DIRECTIVE
Select all lines with the string "What" in them, and copy those lines.

begin INPUT RECORDS

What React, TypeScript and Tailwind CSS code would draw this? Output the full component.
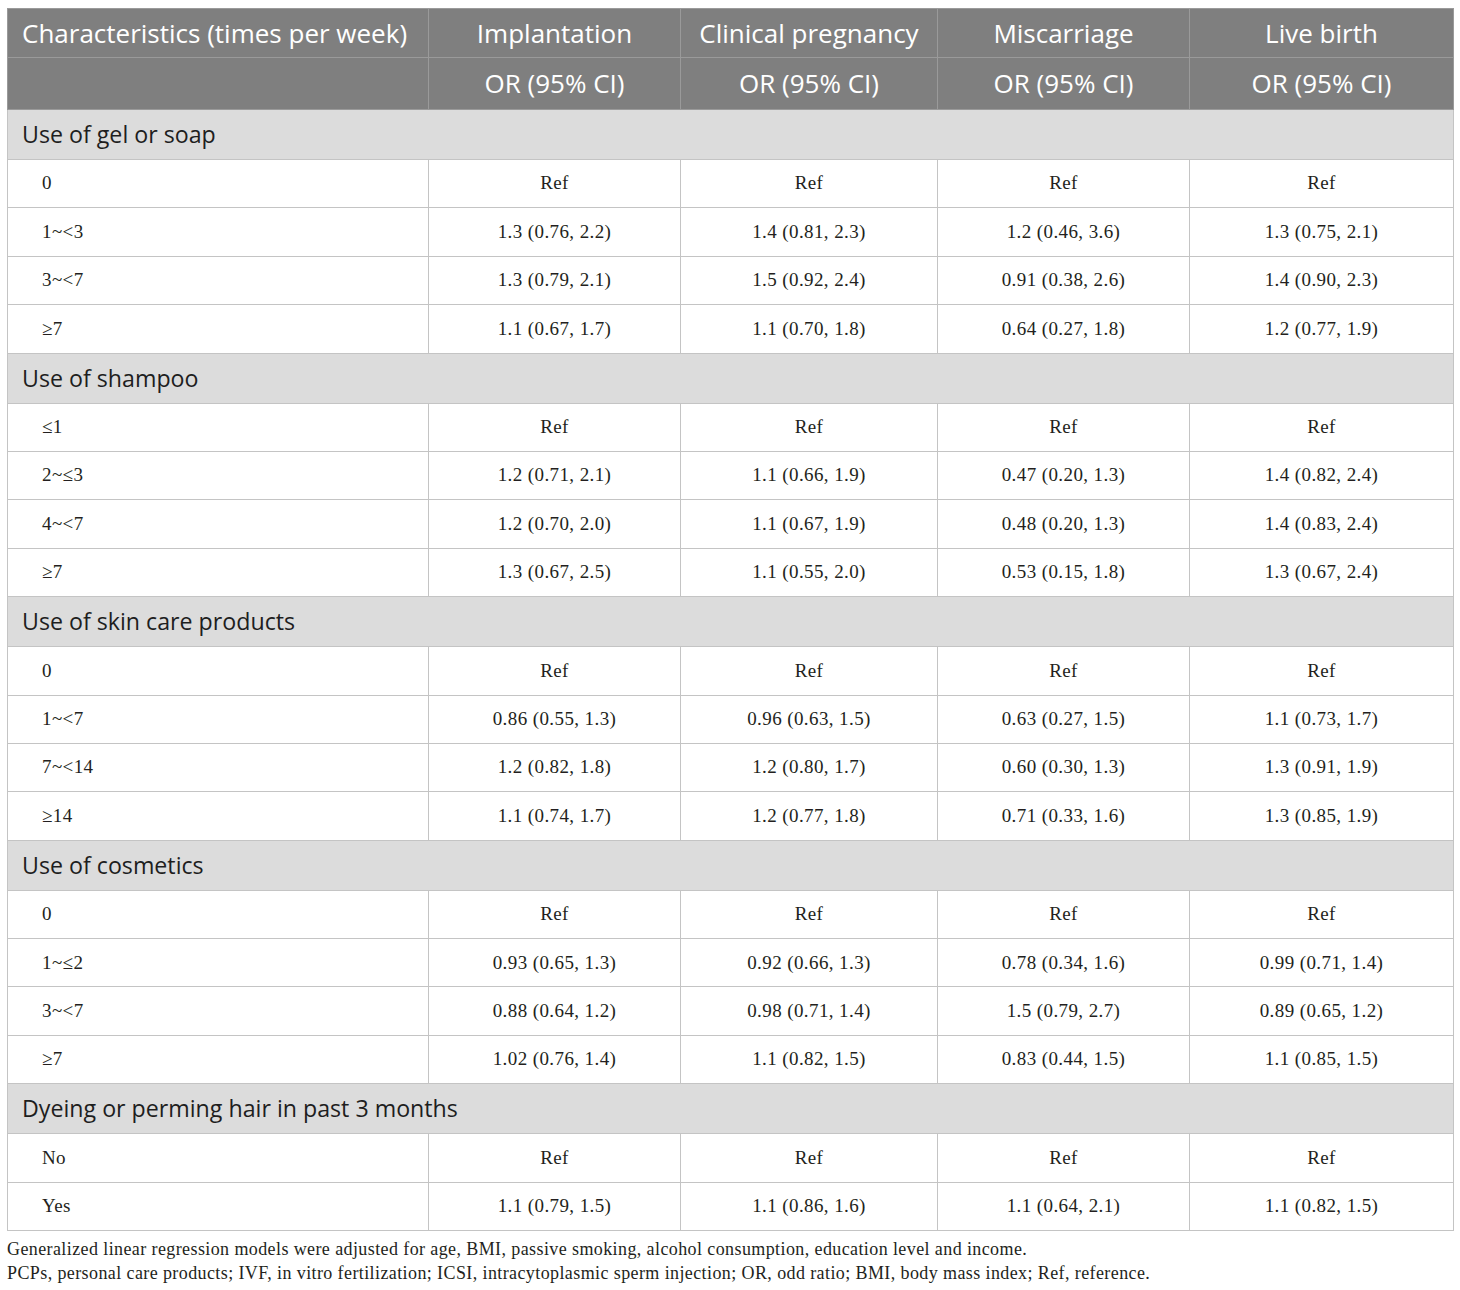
import React from 'react';

type Row = [string, string, string, string, string];
type Section = { title: string; rows: Row[] };

const sections: Section[] = [
  {
    title: 'Use of gel or soap',
    rows: [
      ['0', 'Ref', 'Ref', 'Ref', 'Ref'],
      ['1~<3', '1.3 (0.76, 2.2)', '1.4 (0.81, 2.3)', '1.2 (0.46, 3.6)', '1.3 (0.75, 2.1)'],
      ['3~<7', '1.3 (0.79, 2.1)', '1.5 (0.92, 2.4)', '0.91 (0.38, 2.6)', '1.4 (0.90, 2.3)'],
      ['≥7', '1.1 (0.67, 1.7)', '1.1 (0.70, 1.8)', '0.64 (0.27, 1.8)', '1.2 (0.77, 1.9)'],
    ],
  },
  {
    title: 'Use of shampoo',
    rows: [
      ['≤1', 'Ref', 'Ref', 'Ref', 'Ref'],
      ['2~≤3', '1.2 (0.71, 2.1)', '1.1 (0.66, 1.9)', '0.47 (0.20, 1.3)', '1.4 (0.82, 2.4)'],
      ['4~<7', '1.2 (0.70, 2.0)', '1.1 (0.67, 1.9)', '0.48 (0.20, 1.3)', '1.4 (0.83, 2.4)'],
      ['≥7', '1.3 (0.67, 2.5)', '1.1 (0.55, 2.0)', '0.53 (0.15, 1.8)', '1.3 (0.67, 2.4)'],
    ],
  },
  {
    title: 'Use of skin care products',
    rows: [
      ['0', 'Ref', 'Ref', 'Ref', 'Ref'],
      ['1~<7', '0.86 (0.55, 1.3)', '0.96 (0.63, 1.5)', '0.63 (0.27, 1.5)', '1.1 (0.73, 1.7)'],
      ['7~<14', '1.2 (0.82, 1.8)', '1.2 (0.80, 1.7)', '0.60 (0.30, 1.3)', '1.3 (0.91, 1.9)'],
      ['≥14', '1.1 (0.74, 1.7)', '1.2 (0.77, 1.8)', '0.71 (0.33, 1.6)', '1.3 (0.85, 1.9)'],
    ],
  },
  {
    title: 'Use of cosmetics',
    rows: [
      ['0', 'Ref', 'Ref', 'Ref', 'Ref'],
      ['1~≤2', '0.93 (0.65, 1.3)', '0.92 (0.66, 1.3)', '0.78 (0.34, 1.6)', '0.99 (0.71, 1.4)'],
      ['3~<7', '0.88 (0.64, 1.2)', '0.98 (0.71, 1.4)', '1.5 (0.79, 2.7)', '0.89 (0.65, 1.2)'],
      ['≥7', '1.02 (0.76, 1.4)', '1.1 (0.82, 1.5)', '0.83 (0.44, 1.5)', '1.1 (0.85, 1.5)'],
    ],
  },
  {
    title: 'Dyeing or perming hair in past 3 months',
    rows: [
      ['No', 'Ref', 'Ref', 'Ref', 'Ref'],
      ['Yes', '1.1 (0.79, 1.5)', '1.1 (0.86, 1.6)', '1.1 (0.64, 2.1)', '1.1 (0.82, 1.5)'],
    ],
  },
];

const outcomes = ['Implantation', 'Clinical pregnancy', 'Miscarriage', 'Live birth'];

const sans = "font-['Open_Sans','Noto_Sans',sans-serif]";
const serif = "font-['Liberation_Serif','DejaVu_Serif',serif]";

export default function App() {
  return (
    <div className="min-h-[1290px] w-[1460px] bg-white pl-[7px] pt-[8px]">
      <table className="w-[1446px] table-fixed border-collapse">
        <colgroup>
          <col className="w-[421px]" />
          <col className="w-[252px]" />
          <col className="w-[257px]" />
          <col className="w-[252px]" />
          <col className="w-[264px]" />
        </colgroup>
        <thead className={`${sans} bg-[#7f7f7f] text-[26px] text-white`}>
          <tr className="h-[49px]">
            <th className="whitespace-nowrap border border-[#9a9a9a] px-[14px] text-left font-normal">Characteristics (times per week)</th>
            {outcomes.map((o) => (
              <th key={o} className="border border-[#9a9a9a] text-center font-normal">
                {o}
              </th>
            ))}
          </tr>
          <tr className="h-[52px]">
            <th className="border border-[#9a9a9a]" />
            {outcomes.map((o) => (
              <th key={o} className="border border-[#9a9a9a] text-center font-normal">
                OR (95% CI)
              </th>
            ))}
          </tr>
        </thead>
        <tbody>
          {sections.map((s) => (
            <React.Fragment key={s.title}>
              <tr className="h-[50px] bg-[#dcdcdc]">
                <td colSpan={5} className={`${sans} border border-[#c4c4c4] px-[14px] text-[23.2px] text-[#1e1e1e]`}>
                  {s.title}
                </td>
              </tr>
              {s.rows.map((r) => (
                <tr key={s.title + r[0]} className={`${serif} h-[48.4px] text-[19px] tracking-[0.4px] text-[#231f20]`}>
                  <td className="border border-[#c4c4c4] pl-[34px]">{r[0]}</td>
                  {r.slice(1).map((v, i) => (
                    <td key={i} className="border border-[#c4c4c4] text-center">
                      {v}
                    </td>
                  ))}
                </tr>
              ))}
            </React.Fragment>
          ))}
        </tbody>
      </table>
      <div className={`${serif} mt-[6px] text-[18px] leading-[24px] tracking-[0.4px] text-[#231f20]`}>
        <p>Generalized linear regression models were adjusted for age, BMI, passive smoking, alcohol consumption, education level and income.</p>
        <p>PCPs, personal care products; IVF, in vitro fertilization; ICSI, intracytoplasmic sperm injection; OR, odd ratio; BMI, body mass index; Ref, reference.</p>
      </div>
    </div>
  );
}
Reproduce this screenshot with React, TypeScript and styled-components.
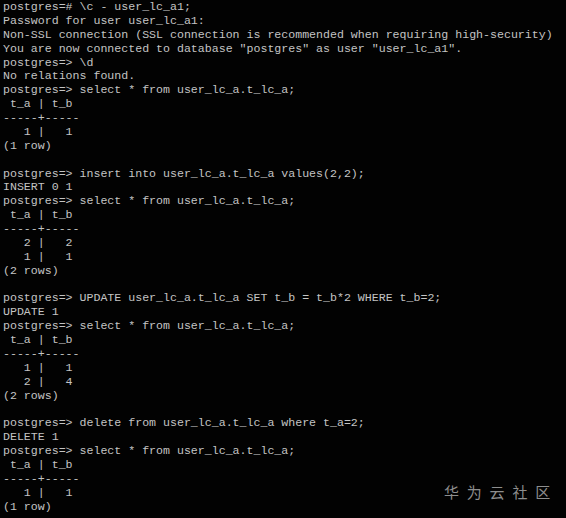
import React from "react";
import styled, { createGlobalStyle } from "styled-components";

const Global = createGlobalStyle`
  html, body { margin: 0; padding: 0; background: #000; }
  #root { width: 566px; height: 518px; }
`;

const Terminal = styled.div`
  position: relative;
  width: 566px;
  height: 518px;
  background: #020202;
  overflow: hidden;
  padding: 0 0 0 3px;
  box-sizing: border-box;
  display: flex;
  flex-direction: column;
  align-items: flex-start;
`;

const Line = styled.div`
  font-family: "Liberation Mono", "Courier New", monospace;
  font-size: 11.6px;
  line-height: 13.89px;
  height: 13.89px;
  color: #c4c4c4;
  white-space: pre;
  width: fit-content;
`;

const Watermark = styled.div`
  position: absolute;
  left: 444px;
  top: 483px;
  font-family: "Noto Sans CJK SC", "Noto Sans", sans-serif;
  font-size: 15px;
  line-height: 18px;
  letter-spacing: 7.8px;
  color: #8e8e8e;
`;

const lines = [
  "postgres=# \\c - user_lc_a1;",
  "Password for user user_lc_a1:",
  "Non-SSL connection (SSL connection is recommended when requiring high-security)",
  'You are now connected to database "postgres" as user "user_lc_a1".',
  "postgres=> \\d",
  "No relations found.",
  "postgres=> select * from user_lc_a.t_lc_a;",
  " t_a | t_b",
  "-----+-----",
  "   1 |   1",
  "(1 row)",
  "",
  "postgres=> insert into user_lc_a.t_lc_a values(2,2);",
  "INSERT 0 1",
  "postgres=> select * from user_lc_a.t_lc_a;",
  " t_a | t_b",
  "-----+-----",
  "   2 |   2",
  "   1 |   1",
  "(2 rows)",
  "",
  "postgres=> UPDATE user_lc_a.t_lc_a SET t_b = t_b*2 WHERE t_b=2;",
  "UPDATE 1",
  "postgres=> select * from user_lc_a.t_lc_a;",
  " t_a | t_b",
  "-----+-----",
  "   1 |   1",
  "   2 |   4",
  "(2 rows)",
  "",
  "postgres=> delete from user_lc_a.t_lc_a where t_a=2;",
  "DELETE 1",
  "postgres=> select * from user_lc_a.t_lc_a;",
  " t_a | t_b",
  "-----+-----",
  "   1 |   1",
  "(1 row)",
];

export default function App() {
  return (
    <>
      <Global />
      <Terminal>
        {lines.map((l, i) => (
          <Line key={i}>{l}</Line>
        ))}
        <Watermark>华为云社区</Watermark>
      </Terminal>
    </>
  );
}
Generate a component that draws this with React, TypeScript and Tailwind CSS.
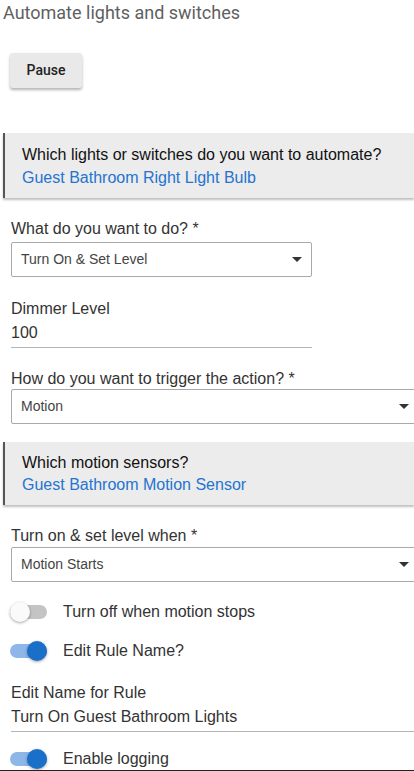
import React from 'react';

const sans = { fontFamily: '"Liberation Sans", Arial, sans-serif' };

function Select({ value, wide }: { value: string; wide?: boolean }) {
    return (
        <div
            className={`ml-[8px] flex h-[35px] items-center justify-between rounded-[2px] border border-[#a9a9a9] bg-white pl-[9px] pr-[9px] ${
                wide ? 'w-[408px]' : 'w-[301px]'
            }`}
        >
            <span className="text-[14px] text-[#444]">{value}</span>
            <span className="h-0 w-0 border-x-[5px] border-t-[5px] border-x-transparent border-t-[#333]" />
        </div>
    );
}

function InfoBox({ question, answer, tall }: { question: string; answer: string; tall?: boolean }) {
    return (
        <div
            className={`border-l-[2px] border-[#555] bg-[#ececec] pl-[17px] shadow-[0_2px_2px_rgba(0,0,0,0.25)] ${
                tall ? 'pb-[8px] pt-[11px]' : 'pb-[9px] pt-[10px]'
            }`}
        >
            <div className="text-[16px] leading-[22px] text-[#111]">{question}</div>
            <div className={`text-[16px] text-[#2474d0] ${tall ? 'leading-[24px]' : 'leading-[22px]'}`}>{answer}</div>
        </div>
    );
}

function Toggle({ on, label }: { on: boolean; label: string }) {
    return (
        <div className="flex h-[30px] items-center">
            <div className="relative ml-[7px] h-[14px] w-[37px]">
                <div className={`h-[14px] w-[37px] rounded-full ${on ? 'bg-[#8fb6e8]' : 'bg-[#c4c4c4]'}`} />
                <div
                    className={`absolute top-[-3px] h-[20px] w-[20px] rounded-full shadow-[0_1px_3px_rgba(0,0,0,0.35)] ${
                        on ? 'left-[17px] bg-[#1a70c9]' : 'left-0 bg-[#fafafa]'
                    }`}
                />
            </div>
            <span className="ml-[16px] text-[16px] text-[#333]">{label}</span>
        </div>
    );
}

function Label({ text, className }: { text: string; className: string }) {
    return <div className={`ml-[8px] text-[16px] leading-[20px] text-[#333] ${className}`}>{text}</div>;
}

function TextValue({ value, wide, className }: { value: string; wide?: boolean; className: string }) {
    return (
        <div
            className={`ml-[8px] border-b border-[#b5b5b5] pb-[4px] text-[16px] leading-[20px] text-[#333] ${
                wide ? 'w-[403px]' : 'w-[301px]'
            } ${className}`}
        >
            {value}
        </div>
    );
}

export default function App() {
    return (
        <div className="w-[414px] bg-white">
            <div className="h-[770px] overflow-hidden pl-[3px]" style={sans}>
                <div
                    className="h-[25px] text-[18px] leading-[25px] text-[#5f5f5f]"
                    style={{ fontFamily: 'Roboto, sans-serif' }}
                >
                    Automate lights and switches
                </div>

                <button
                    className="ml-[7px] mt-[28px] h-[35px] w-[72px] rounded-[3px] bg-[#e9e9e9] text-[14px] font-medium text-[#222] shadow-[0_2px_3px_rgba(0,0,0,0.3)]"
                    style={{ fontFamily: 'Roboto, sans-serif' }}
                >
                    Pause
                </button>

                <div className="mt-[45px]">
                    <InfoBox
                        question="Which lights or switches do you want to automate?"
                        answer="Guest Bathroom Right Light Bulb"
                        tall
                    />
                </div>

                <Label text="What do you want to do? *" className="mt-[21px]" />
                <div className="mt-[3px]">
                    <Select value="Turn On & Set Level" />
                </div>

                <Label text="Dimmer Level" className="mt-[22px]" />
                <TextValue value="100" className="mt-[4px]" />

                <Label text="How do you want to trigger the action? *" className="mt-[21px]" />
                <div>
                    <Select value="Motion" wide />
                </div>

                <div className="mt-[18px]">
                    <InfoBox question="Which motion sensors?" answer="Guest Bathroom Motion Sensor" />
                </div>

                <Label text="Turn on & set level when *" className="mt-[21px]" />
                <div className="mt-[1px]">
                    <Select value="Motion Starts" wide />
                </div>

                <div className="mt-[15px]">
                    <Toggle on={false} label="Turn off when motion stops" />
                </div>
                <div className="mt-[9px]">
                    <Toggle on label="Edit Rule Name?" />
                </div>

                <Label text="Edit Name for Rule" className="mt-[17px]" />
                <TextValue value="Turn On Guest Bathroom Lights" wide className="mt-[4px]" />

                <div className="mt-[12px]">
                    <Toggle on label="Enable logging" />
                </div>
            </div>
            <div className="h-[1px] bg-[#222]" />
        </div>
    );
}
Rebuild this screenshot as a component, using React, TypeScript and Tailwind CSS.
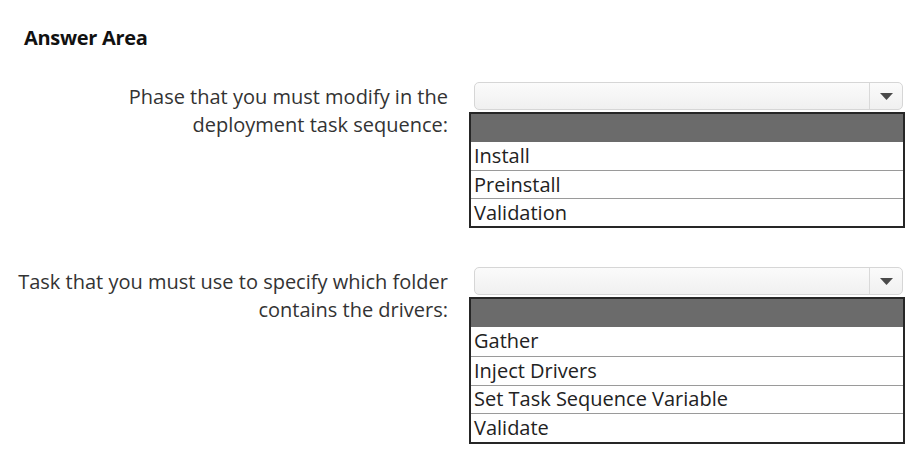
const Dropdown = () => (
  <div className="ml-[5px] mr-[2px] flex h-[28px] rounded-[5px] border border-[#d6d6d6] bg-gradient-to-b from-[#fbfbfb] to-[#f0f0f0]">
    <div className="flex-1" />
    <div className="flex w-[33px] items-center justify-center border-l border-[#d9d9d9]">
      <svg width="13" height="7" viewBox="0 0 13 7">
        <polygon points="0,0 13,0 6.5,7" fill="#4a4a4a" />
      </svg>
    </div>
  </div>
);

const OptionList = ({ items, tall }: { items: string[]; tall?: boolean }) => (
  <div className="mt-[2px] border-2 border-[#262626] bg-white">
    <div className="h-[28px] bg-[#6b6b6b]" />
    {items.map((item, i) => (
      <div
        key={item}
        className={`flex items-center pl-[3px] text-[20px] text-[#222] ${
          tall ? "h-[28.75px]" : "h-[28px]"
        } ${i > 0 ? "border-t border-[#9a9a9a]" : ""}`}
      >
        {item}
      </div>
    ))}
  </div>
);

const Question = ({
  lines,
  items,
  tall,
}: {
  lines: string[];
  items: string[];
  tall?: boolean;
}) => (
  <div className="flex">
    <div className="w-[448px] pt-[1px] text-right text-[20px] leading-[28px] text-[#333]">
      {lines.map((l) => (
        <div key={l}>{l}</div>
      ))}
    </div>
    <div className="ml-[21px] w-[436px]">
      <Dropdown />
      <OptionList items={items} tall={tall} />
    </div>
  </div>
);

export default function App() {
  return (
    <div
      className="h-[457px] w-[911px] overflow-hidden bg-white"
      style={{ fontFamily: '"Open Sans", "Noto Sans", sans-serif' }}
    >
      <h1 className="pl-[24px] pt-[25px] text-[20px] font-bold leading-[26px] tracking-[-0.3px] text-[#111]">
        Answer Area
      </h1>
      <div className="mt-[31px]">
        <Question
          lines={["Phase that you must modify in the", "deployment task sequence:"]}
          items={["Install", "Preinstall", "Validation"]}
        />
      </div>
      <div className="mt-[39px]">
        <Question
          lines={[
            "Task that you must use to specify which folder",
            "contains the drivers:",
          ]}
          items={["Gather", "Inject Drivers", "Set Task Sequence Variable", "Validate"]}
          tall
        />
      </div>
    </div>
  );
}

end INPUT RECORDS

ANSWER FOR THIS EXERCISE
What React, TypeScript and Tailwind CSS code would draw this? Output the full component.
                <Label text="What do you want to do? *" className="mt-[21px]" />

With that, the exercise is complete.